President of Russia Dmitry Medvedev: Not long ago, I instructed the Government and your ministry in particular, to draft a final proposal on airfares for people living in the Far East, and to not just prepare but actually start carrying out the work to compensate Far East residents that I announced a while ago. I would like to hear from you about the situation with this compensation programme today.
Transport Minister Igor Levitin: In accordance with your instruction, we drafted a programme that has been approved by the Government, and seven airlines have signed agreements on carriage of passengers aged 12–23, and passengers over 60. I can inform you that as things stood on April 20, 33,000 tickets have been sold.

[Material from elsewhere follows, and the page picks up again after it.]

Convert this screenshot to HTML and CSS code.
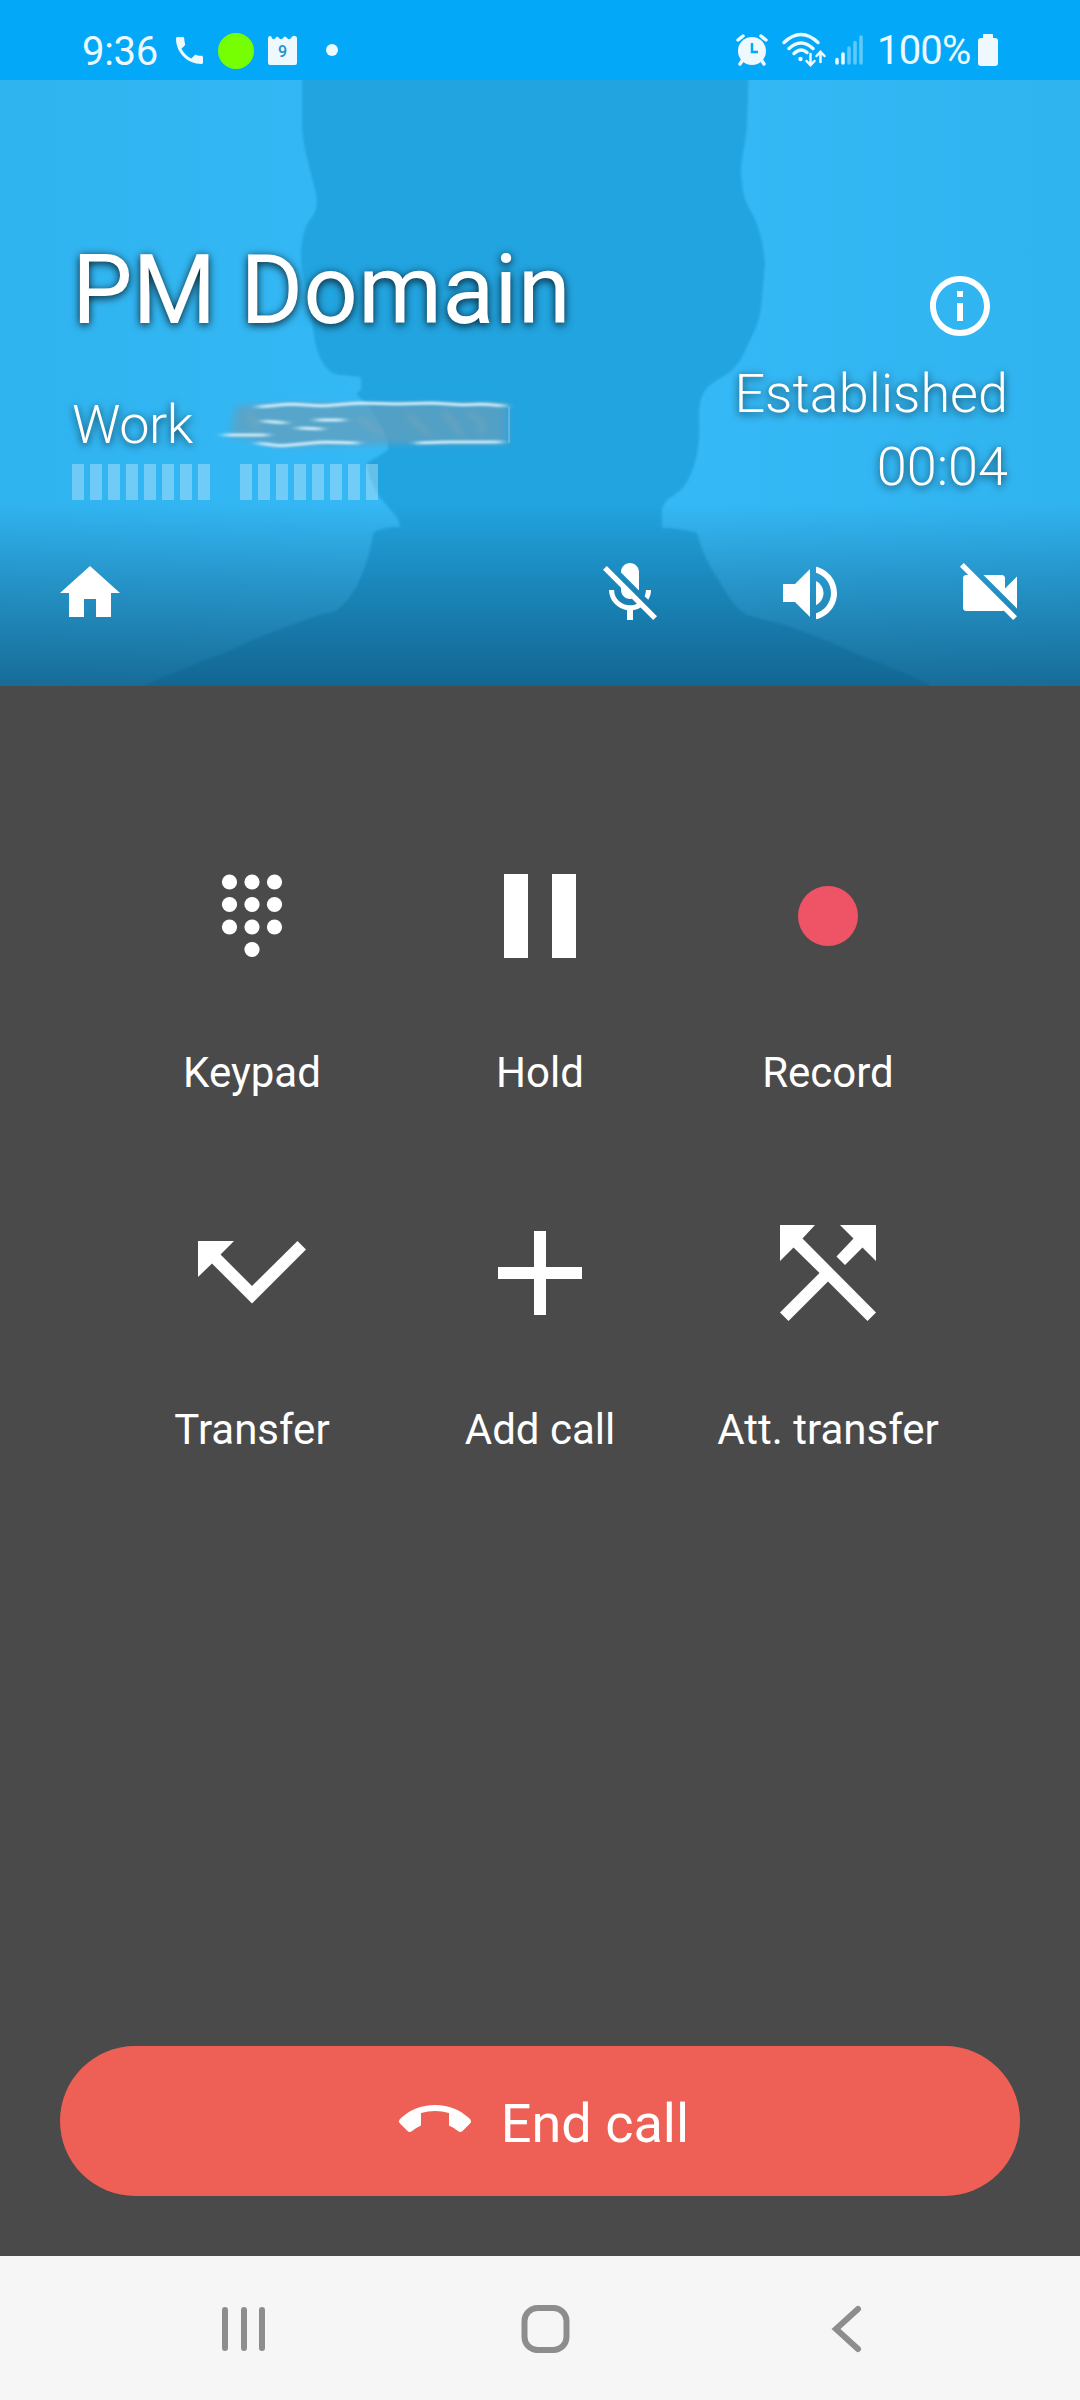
FILE: index.html
```html
<!DOCTYPE html>
<html lang="en">
<head>
<meta charset="utf-8">
<title>Call</title>
<link rel="stylesheet" href="styles.css">
</head>
<body>
<div class="phone">
  <header class="status">
    <span class="clock">9:36</span>
    <svg class="st-phone" viewBox="3 3 18 18"><path d="M6.620 10.790c1.440 2.830 3.760 5.140 6.590 6.590l2.200-2.200c.27-.27.67-.36 1.020-.24 1.120.37 2.330.57 3.570.57.55 0 1 .45 1 1V20c0 .55-.45 1-1 1-9.390 0-17-7.610-17-17 0-.55.45-1 1-1h3.500c.55 0 1 .45 1 1 0 1.250.2 2.450.57 3.570.11.35.030.74-.25 1.020l-2.200 2.200z"/></svg>
    <span class="st-green"></span>
    <span class="st-cal"><svg viewBox="0 0 29 29"><path d="M0 3Q0 0 2 0Q3.500 0 4 2Q5.500 4.500 7.500 2Q9 -1 11 2Q13 4.500 15 2Q17 -1 19 2Q21 4.500 23 2Q25 -1 27 0Q29 0 29 3V27Q29 29 27 29H2Q0 29 0 27Z"/></svg><b>9</b></span>
    <span class="st-dot"></span>
    <svg class="st-alarm" viewBox="0 0 32 32"><circle cx="16" cy="17" r="14"/><path class="line" d="M2 6L7 2M30 6L25 2M6 27L4 30M26 27L28 30"/><path class="hand" d="M16 9V18H22"/></svg>
    <svg class="st-wifi" viewBox="0 0 44 34"><path class="line" d="M2 9.500Q19-6.500 36 9.500M7 15.500Q19 4.500 31 15.500M12 20.500Q19 14 25 19.500"/><circle cx="18.500" cy="26" r="2.200"/><path class="arrow" d="M28.500 21V31.500M24.500 28L28.500 32.200L32.500 28M38.500 29V19.500M34.500 23L38.500 18.800L42.500 23"/></svg>
    <svg class="st-signal" viewBox="0 0 28 30"><path d="M2 24.500V28M8 19V28"/><path class="dim" d="M14 13V28M20 7.500V28M26 2V28"/></svg>
    <span class="battery">100%</span>
    <svg class="st-batt" viewBox="0 0 20 32"><path d="M5 1Q5 0 6 0H14Q15 0 15 1V4H17Q20 4 20 7V29Q20 32 17 32H3Q0 32 0 29V7Q0 4 3 4H5Z"/></svg>
  </header>

  <section class="hero">
    <svg class="silhouette" viewBox="0 80 1080 606"><defs><filter id="edge" x="0" y="0" width="100%" height="100%"><feGaussianBlur stdDeviation="0.900"/></filter></defs><path filter="url(#edge)" d="M302 70V121C302 145 308 160 312 178Q317 195 317 203C316 216 308 220 305 229Q301 241 301 256C301 275 307 289 310 305Q313 328 315 342C319 360 327 374 341 375Q350 376 361 377V390L356 394C376 410 390 440 388 450L367 463Q368 475 374 487C380 500 388 506 394 514Q399 518 400 527Q385 527 376 531L373 534Q370 555 362 574C355 592 346 604 334 612Q318 614 303 621Q265 633 227 652Q184 668 145 685V696H930V685Q896 668 861 656Q823 638 785 625Q765 620 747 615C735 608 727 595 720 582Q704 560 697 533Q680 528 662 528V509Q664 503 668 499C676 494 685 488 689 478Q696 463 698 448Q700 435 699 411Q700 397 706 389C714 380 724 377 730 372Q742 361 747 346Q758 326 761 309Q763 287 765 264Q763 241 758 227C754 214 746 206 744 195Q741 183 741 170C742 152 747 138 747 121L749 70Z"/></svg>
    <div class="summary">
      <div class="left">
        <h1>PM Domain</h1>
        <div class="number"><span>Work</span>
          <svg class="smudge" viewBox="0 0 300 60"><defs><filter id="soft" x="-10%" y="-30%" width="120%" height="160%"><feGaussianBlur stdDeviation="4 3"/></filter><filter id="fine" x="-10%" y="-50%" width="120%" height="200%"><feGaussianBlur stdDeviation="5 1.200"/></filter><filter id="wide" x="-50%" y="-50%" width="200%" height="200%"><feGaussianBlur stdDeviation="3"/></filter></defs><path class="haze" filter="url(#soft)" d="M18 12L60 9H289V50H190L60 53L30 45L12 44Z"/><g class="streaks"><path filter="url(#fine)" d="M40 13L72 10L105 12L140 9L180 10L215 9L245 11L265 10L287 12M6 41H50M45 27L68 29M80 34L104 35M98 26L126 26M40 49L62 52L105 48L140 49M198 49L230 48L284 48"/><path class="faint" filter="url(#wide)" d="M225 16L245 42M190 20L212 42M250 20Q270 28 262 40M30 18L40 36M140 24L165 40"/><path class="side" d="M291 13V49"/></g></svg>
        </div>
        <div class="meters"><div class="meter"></div><div class="meter"></div></div>
      </div>
      <div class="right">
        <svg class="info" viewBox="2 2 20 20"><path d="M11 7h2v2h-2zm0 4h2v6h-2zm1-9C6.480 2 2 6.480 2 12s4.480 10 10 10 10-4.480 10-10S17.520 2 12 2zm0 18c-4.410 0-8-3.590-8-8s3.590-8 8-8 8 3.590 8 8-3.590 8-8 8z"/></svg>
        <div>Established</div>
        <div>00:04</div>
      </div>
    </div>
    <nav class="tools">
      <svg class="home" viewBox="0 0 24 24"><path d="M10 20v-6h4v6h5v-8h3L12 3 2 12h3v8z"/></svg>
      <svg viewBox="0 0 24 24"><path d="M19 11h-1.700c0 .74-.16 1.430-.43 2.050l1.230 1.230c.56-.98.9-2.090.9-3.280zm-4.020.17c0-.06.020-.11.020-.17V5c0-1.660-1.340-3-3-3S9 3.340 9 5v.18l5.980 5.990zM4.270 3L3 4.270l6.010 6.010V11c0 1.660 1.330 3 2.990 3 .22 0 .44-.030.65-.080l1.660 1.660c-.71.33-1.500.52-2.310.52-2.760 0-5.300-2.100-5.300-5.100H5c0 3.410 2.720 6.230 6 6.720V21h2v-3.280c.91-.13 1.770-.45 2.540-.9L19.730 21 21 19.730 4.270 3z"/></svg>
      <svg viewBox="0 0 24 24"><path d="M3 9v6h4l5 5V4L7 9H3zm13.500 3c0-1.770-1.020-3.290-2.500-4.030v8.050c1.480-.73 2.500-2.250 2.500-4.020zM14 3.230v2.060c2.890.86 5 3.540 5 6.710s-2.110 5.850-5 6.710v2.060c4.010-.91 7-4.490 7-8.770s-2.990-7.860-7-8.770z"/></svg>
      <svg viewBox="0 0 24 24"><path d="M21 6.500l-4 4V7c0-.55-.45-1-1-1H9.820L21 17.180V6.500zM3.270 2L2 3.270 4.730 6H4c-.55 0-1 .45-1 1v10c0 .55.45 1 1 1h12c.21 0 .39-.080.54-.18L19.730 21 21 19.730 3.270 2z"/></svg>
    </nav>
  </section>

  <main class="actions">
    <div class="action"><svg viewBox="0 0 120 120"><g><circle cx="37.500" cy="26" r="7.600"/><circle cx="60" cy="26" r="7.600"/><circle cx="82.500" cy="26" r="7.600"/><circle cx="37.500" cy="48.500" r="7.600"/><circle cx="60" cy="48.500" r="7.600"/><circle cx="82.500" cy="48.500" r="7.600"/><circle cx="37.500" cy="71" r="7.600"/><circle cx="60" cy="71" r="7.600"/><circle cx="82.500" cy="71" r="7.600"/><circle cx="60" cy="93.500" r="7.600"/></g></svg><span>Keypad</span></div>
    <div class="action"><svg viewBox="0 0 120 120"><path d="M24 18H48V102H24ZM72 18H96V102H72Z"/></svg><span>Hold</span></div>
    <div class="action"><svg viewBox="0 0 120 120"><circle class="rec" cx="60" cy="60" r="30"/></svg><span>Record</span></div>
    <div class="action"><svg viewBox="0 0 120 120"><path d="M6 28H42L28.500 41.500L60 73L105.500 28L114 36.500L60 90.500L20 50.500L6 64Z"/></svg><span>Transfer</span></div>
    <div class="action"><svg viewBox="0 0 120 120"><path d="M54 18H66V54H102V66H66V102H54V66H18V54H54Z"/></svg><span>Add call</span></div>
    <div class="action"><svg viewBox="0 0 120 120"><path d="M12 12H47L34.500 25.500L108 99.500L99.500 108L60 68.500L20.500 108L12 99.500L51.500 60L25.500 34.500L12 48ZM72 12H108V48L94.500 34.500L77 52L68.500 43.500L85.500 25.500Z"/></svg><span>Att. transfer</span></div>
  </main>

  <footer class="end-area">
    <button class="end"><svg viewBox="0 0 72 28"><path d="M36 0C50 0 61 5 70 13Q73.500 16 71 18.500L63.500 26Q61.500 28 59 26Q54.500 22.500 50 20.500V8Q36 4 22 8V20.500Q17.500 22.500 13 26Q10.500 28 8.500 26L1 18.500Q-1.500 16 2 13C11 5 22 0 36 0Z"/></svg><span>End call</span></button>
  </footer>

  <nav class="system">
    <svg viewBox="0 0 48 48"><path d="M5 5V43M24 5V43M42 5V43"/></svg>
    <svg viewBox="0 0 48 48"><rect x="2.500" y="3" width="42" height="42" rx="13"/></svg>
    <svg viewBox="0 0 48 48"><path d="M35 4L13 24L35 44"/></svg>
  </nav>
</div>
</body>
</html>
```

FILE: styles.css
```css
* { box-sizing: border-box; }
body { margin: 0; font-family: Roboto, sans-serif; color: #fff; }
svg { display: block; flex: none; fill: currentColor; overflow: visible; }
.phone { width: 1080px; height: 2400px; display: flex; flex-direction: column; background: #4a4a4a; }

.status { height: 80px; background: #03a9f8; display: flex; align-items: center; padding: 20px 82px 0 82px; color: #edf8ff; line-height: 1; }
.clock { width: 78px; font-size: 40px; margin-right: 16px; padding-top: 4px; letter-spacing: -.3px; }
.st-phone { width: 27px; height: 27px; margin-right: 15px; }
.st-green { width: 36px; height: 36px; border-radius: 50%; background: #76ff03; margin: 1px 14px 0 0; }
.st-cal { display: grid; place-items: center; width: 29px; height: 29px; margin-right: 29px; }
.st-cal > * { grid-area: 1 / 1; }
.st-cal svg { width: 29px; height: 29px; }
.st-cal b { color: #1793d0; font-size: 16px; font-weight: 500; padding-top: 4px; }
.st-dot { width: 12px; height: 12px; border-radius: 50%; background: currentColor; margin-right: auto; }
.st-alarm { width: 32px; height: 32px; margin-right: 14px; }
.line, .hand, .arrow { fill: none; stroke: currentColor; stroke-width: 3.500; stroke-linecap: round; }
.hand { stroke: #03a9f8; stroke-width: 2.500; stroke-linecap: butt; }
.arrow { stroke-width: 2.500; }
.st-wifi { width: 44px; height: 34px; margin-right: 9px; }
.st-signal { width: 28px; height: 30px; stroke: currentColor; stroke-width: 3.500; stroke-linecap: round; margin-right: 14px; }
.dim { opacity: .4; }
.battery { width: 98px; font-size: 40px; letter-spacing: -.8px; margin-right: 3px; padding-top: 1px; }
.st-batt { width: 20px; height: 32px; }

.hero { height: 606px; display: grid; grid-template-rows: 415px 191px; background: linear-gradient(90deg, #30b4f0, #35b9f6 38%, #35b9f6 65%, #30b4f0); overflow: hidden; }
.silhouette { grid-area: 1 / 1 / 3 / 2; width: 1080px; height: 606px; fill: #21a4e0; }
.summary { grid-area: 1 / 1; z-index: 1; display: flex; justify-content: space-between; padding: 0 72px; }
.left { padding-top: 154px; }
h1 { margin: 0; font-size: 96px; line-height: 113px; font-weight: 400; text-shadow: 0 2px 9px rgba(0,0,0,.85); }
.number { display: flex; margin-top: 46px; height: 63px; font-size: 54px; line-height: 63px; font-weight: 300; text-shadow: 0 2px 9px rgba(0,0,0,.7); }
.number span { width: 120px; letter-spacing: -.4px; }
.smudge { width: 300px; height: 60px; margin: 1px 0 0 26px; }
.haze { fill: #649fbd; opacity: .75; }
.streaks { fill: none; stroke: #d4edf8; stroke-width: 3; }
.faint { stroke: #8fa9b8; stroke-width: 6; opacity: .35; }
.side { stroke: #8fc2dc; stroke-width: 2; opacity: .5; }
.meters { display: flex; gap: 30px; margin-top: 8px; }
.meter { width: 138px; height: 36px; background: repeating-linear-gradient(90deg, rgba(255,255,255,.3) 0 12px, transparent 12px 18px); }
.right { display: flex; flex-direction: column; align-items: flex-end; padding-top: 196px; font-size: 54px; font-weight: 300; line-height: 73px; text-shadow: 0 2px 9px rgba(0,0,0,.7); }
.info { width: 60px; height: 60px; margin: 0 18px 21px 0; }
.tools { grid-area: 2 / 1; z-index: 1; display: flex; align-items: center; gap: 108px; padding: 5px 54px 0; background: linear-gradient(rgba(10,70,105,0) 4%, rgba(10,70,105,.3) 45%, rgba(10,70,105,.66)); }
.tools svg { width: 72px; height: 72px; }
.home { margin-right: auto; }

.actions { display: grid; grid-template-columns: repeat(3, 288px); grid-auto-rows: 357px; justify-content: center; padding-top: 170px; flex: 1; align-content: start; }
.action { display: flex; flex-direction: column; align-items: center; gap: 72px; font-size: 42px; line-height: 50px; white-space: nowrap; }
.action svg { width: 120px; height: 120px; }
.rec { fill: #ef5366; }

.end-area { height: 210px; padding: 0 60px; }
.end { width: 960px; height: 150px; border: 0; border-radius: 75px; background: #ee5f55; color: #fff; font: 54px Roboto, sans-serif; display: flex; align-items: center; justify-content: center; gap: 30px; padding: 4px 0 0 8px; }
.end svg { width: 72px; height: 28px; margin-top: -8px; }

.system { height: 144px; background: #f6f6f6; display: flex; justify-content: space-between; align-items: center; padding: 2px 209px 0 220px; }
.system svg { width: 48px; height: 48px; fill: none; stroke: #8d8d8d; stroke-width: 6; stroke-linecap: round; }
```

Dmitry Medvedev: That is a large number.
Igor Levitin: The actual subsidized carriage will start in a month’s time. This measure will do a lot to make it possible for people from the Far East to fly to the European part of Russia.
Dmitry Medvedev: I have been looking through the calculations for carriage under the subsidised programme. On the Moscow-Vladivostok route, the basic airfare is 28,000 roubles, and the special rate is 14,000 roubles. The subsidy comes to 14,000 roubles, and so this cuts the price by half. From Khabarovsk to Moscow we have the same thing – 26,000 roubles and 13,000 roubles. For Petropavlovsk-Kamchatsky we get 28,000 roubles and 14,000 roubles, from Anadyr – 33,000 roubles and 16,500 roubles, and from Mirny – 36,000 roubles and 18,000 roubles.
Igor Levitin: I can inform you that, according to our plan, 120,000 people will be able to benefit from these subsidies.
Dmitry Medvedev: Over the summer period?
Igor Levitin: From May 15 to September 15. Next year, we will allocate more money to this programme. Once the subsidised carriage period ends, we will propose other options for expanding services for these population groups.
Dmitry Medvedev: This is a good programme. Most important is that it supports people wanting to fly from the Far East to the European part of Russia, to Moscow, St Petersburg, or on holiday to Sochi. But it is also important at this time to support traffic itself, support the carriers and ensure that they are filling their seats, because the crisis has led to a drop in traffic, of course. In this way, we thus help to solve two problems at once, and this is good.
I also want to hear about the progress in work on another of my instructions. Some time ago now, we agreed on the establishment of a special company to work on road construction. What is the situation here? What stage are the documents at?
Igor Levitin: We have held coordination and approval meetings with all of the federal executive bodies. Tomorrow, the draft law on this company is to go through its first reading in the State Duma.
Dmitry Medvedev: Give me a brief outline of the company’s organisational and legal details.
Igor Levitin: So as to avoid the company gaining a monopoly hold on road construction, we have agreed that it will be given management, rather than ownership, of heavily congested roads. If a road was designed for 20,000 vehicles a day but in fact is being used by 50,000 vehicles a day, this is a heavily congested road and will be brought under the company’s management. The company could build new roads parallel to the old ones, and these could be toll roads.
Dmitry Medvedev: So, you plan to identify the most intensively used roads and assess the possibilities for investment in these areas?
Igor Levitin: There are 18,000 kilometres of roads with limited throughput capacity today in Russia, and we have agreed that…
Dmitry Medvedev: Sorry to interrupt, but am I right in understanding that you are talking about the main transport arteries that people use?
Igor Levitin: Yes, and we also have freight flows coming along these roads, especially trucks bringing in imports. This is why we have decided that management of the roads will not be transferred immediately, but will depend on first raising private investment. We want this company to make use of credit resources and attract private investment. During the first stage of work, we plan to transfer management of 6,000 kilometres of roads by 2015. Management of particular routes will be transferred, for example, Moscow-Novorossiysk, Moscow-Chelyabinsk, and one company will be responsible for managing these roads. Then we start raising private investment in order to carry out the work.
We have already organised tenders and selected the winners, and we are now drafting a concession agreement. The company will start work next year on carrying out big transport projects in this area.
Dmitry Medvedev: Good, but this work needs to increase possibilities and expand the range of options, and not narrow them. We have obvious interest in investing in roads. All of the roads functioning as toll-free highways today will remain, but need to be improved, and at the same time we need to look at the question of building a network of toll roads that will function in parallel.
Igor Levitin: We will also transfer to the company management of the strip of land alongside the roads, because there is also a need to bring some order to this area. We think that with the right support and infrastructure development, this could provide opportunities for small business development. We have reached agreement with small business associations that we will provide heating, gas, light, and all the necessary infrastructure so that small businesses can develop their services.
Dmitry Medvedev: Yes, the roadside service network is indeed an important area for investment, and it is indeed an area that often attracts small businesses, people who open little cafes, offer various services. This sector is not very well developed in Russia at the moment, but we have a big country, and so there is an obvious need to develop this auxiliary sector to the road sector. This is an issue that deserves our attention, all the more so as we are seeking right now to create new opportunities for small business to overcome the current problems in the economy.